Les biorégions fonctionneront aussi grâce à des Transiliens qui auront pu être maintenus, mais selon un service plus intermittent et à moindre vitesse, et réadaptés au nombre décroissant des usagers. Les gares deviendront plus rurales, et les services de mobilité seront développés dans les campagnes. C’est pourquoi les stations de vélomobiles seront surtout installées près des gares. L’assistance électrique permettra de se déplacer sur des routes comportant des côtes, tandis que l’habitacle fermé protégera de la pluie.
Des modèles familiaux seront également disponibles. Enfin, une flotte de « vélos-cargos » complétera cet éventail. Et les automobiles au biogaz ainsi que les utilitaires resteront réservés à des usages précis, comme le transport de personnes fragiles ou âgées, l’acheminement de marchandises locales, les livraisons ou encore le ramassage scolaire, quand les déplacements ne pourront pas s’effectuer à pied ou en « pédibus » (autobus pédestre) (5).

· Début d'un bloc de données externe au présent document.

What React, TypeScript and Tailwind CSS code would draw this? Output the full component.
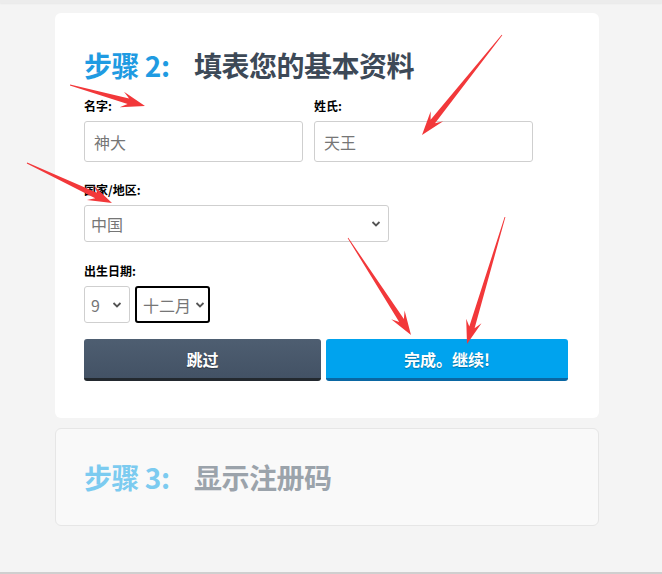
import React from "react";

const font = { fontFamily: '"Noto Sans CJK SC", "Noto Sans", sans-serif' };

type Pt = [number, number];

const Arrow = ({ from, to }: { from: Pt; to: Pt }) => {
  const [sx, sy] = from;
  const [tx, ty] = to;
  const len = Math.hypot(tx - sx, ty - sy);
  const dx = (tx - sx) / len;
  const dy = (ty - sy) / len;
  const nx = -dy;
  const ny = dx;
  const H = 24;
  const W = 8;
  const bx = tx - dx * H;
  const by = ty - dy * H;
  const jx = tx - dx * H * 0.72;
  const jy = ty - dy * H * 0.72;
  const p = (x: number, y: number) => `${x.toFixed(1)},${y.toFixed(1)}`;
  const pts = [
    p(sx + nx * 0.4, sy + ny * 0.4),
    p(jx + nx * 2.8, jy + ny * 2.8),
    p(bx + nx * W, by + ny * W),
    p(tx, ty),
    p(bx - nx * W, by - ny * W),
    p(jx - nx * 2.8, jy - ny * 2.8),
    p(sx - nx * 0.4, sy - ny * 0.4),
  ].join(" ");
  return <polygon points={pts} fill="#f2383a" />;
};

const Label = ({ children }: { children: React.ReactNode }) => (
  <div className="text-[12px] font-bold text-black leading-none mb-[9px]">{children}</div>
);

const Chevron = ({ right = "right-[7px]" }: { right?: string }) => (
  <svg width="10" height="7" viewBox="0 0 10 7" className={`absolute ${right} top-1/2 -translate-y-1/2`}>
    <path d="M1.5 1.5 L5 5 L8.5 1.5" fill="none" stroke="#555" strokeWidth="1.8" />
  </svg>
);

export default function App() {
  return (
    <div className="relative w-[662px] h-[574px] bg-[#f4f4f4] flex flex-col overflow-hidden" style={font}>
      <div className="h-[3px] bg-[#ececec] shadow-[0_1px_2px_rgba(0,0,0,0.05)]" />

      <div className="mt-[10px] ml-[55px] w-[544px] bg-white rounded-[6px] pl-[29px] pt-[38px] pb-[37px]">
        <h2 className="text-[28px] font-bold leading-none tracking-[-0.5px] flex">
          <span className="text-[#1f9be2] w-[110px]">步骤 2:</span>
          <span className="text-[#3d4957]">填表您的基本资料</span>
        </h2>

        <div className="flex gap-[11px] mt-[21px]">
          <div className="w-[219px]">
            <Label>名字:</Label>
            <div className="h-[41px] border border-[#cfcfcf] rounded-[3px] flex items-center pl-[9px] text-[16px] text-[#767676]">
              神大
            </div>
          </div>
          <div className="w-[219px]">
            <Label>姓氏:</Label>
            <div className="h-[41px] border border-[#cfcfcf] rounded-[3px] flex items-center pl-[9px] text-[16px] text-[#767676]">
              天王
            </div>
          </div>
        </div>

        <div className="mt-[22px]">
          <Label>国家/地区:</Label>
          <div className="relative w-[305px] h-[37px] border border-[#cfcfcf] rounded-[3px] flex items-center pl-[6px] text-[16px] text-[#767676]">
            中国
            <Chevron />
          </div>
        </div>

        <div className="mt-[23px]">
          <Label>出生日期:</Label>
          <div className="flex gap-[5px]">
            <div className="relative w-[46px] h-[37px] border border-[#cfcfcf] rounded-[3px] flex items-center pl-[6px] text-[16px] text-[#767676]">
              9
              <Chevron />
            </div>
            <div className="relative w-[75px] h-[37px] border-2 border-black rounded-[3px] flex items-center pl-[6px] text-[16px] text-[#767676]">
              十二月
              <Chevron right="right-[3px]" />
            </div>
          </div>
        </div>

        <div className="flex gap-[5px] mt-[16px]">
          <button className="w-[237px] h-[42px] rounded-[3px] bg-gradient-to-b from-[#4e5e71] to-[#435265] border-b-[3px] border-[#23292f] text-white text-[16px] font-bold [text-shadow:0_1px_1px_rgba(0,0,0,0.4)]">
            跳过
          </button>
          <button className="w-[242px] h-[42px] rounded-[3px] bg-[#00a3ee] border-b-[3px] border-[#0a67a3] text-white text-[16px] font-bold [text-shadow:0_1px_1px_rgba(0,0,0,0.3)]">
            完成。继续!
          </button>
        </div>
      </div>

      <div className="mt-[10px] ml-[55px] w-[544px] h-[98px] bg-[#f9f9f9] border border-[#e6e6e6] rounded-[6px] pl-[28px] flex items-center">
        <h2 className="text-[28px] font-bold leading-none tracking-[-0.5px] flex">
          <span className="text-[#7ccbf0] w-[110px]">步骤 3:</span>
          <span className="text-[#9ba3ab]">显示注册码</span>
        </h2>
      </div>

      <div className="mt-auto h-[2px] bg-[#cfcfcf]" />

      <svg className="absolute inset-0 pointer-events-none" width="662" height="574">
        <Arrow from={[70, 85]} to={[145, 106]} />
        <Arrow from={[502, 35]} to={[422, 135]} />
        <Arrow from={[27, 163]} to={[112, 203]} />
        <Arrow from={[348, 238]} to={[411, 335]} />
        <Arrow from={[505, 217]} to={[467, 344]} />
      </svg>
    </div>
  );
}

Le temps ne sera plus vécu de manière linéaire, mais comme un élément récursif. Le rapprochement des sources de production des lieux de consommation au sein de petites échelles territoriales donnera aux communautés humaines la mesure de leur action dans les systèmes qui les abriteront et dont elles dépendront. Ces sociétés biorégionales seront ainsi nourries par la pensée permaculturelle qui enseigne aux individus et aux collectivités d’habiter et de coévoluer sur un territoire de manière cyclique et interdépendante – ce qui contribue à la résilience du système biorégional. Cette préoccupation primera désormais sur toute autre.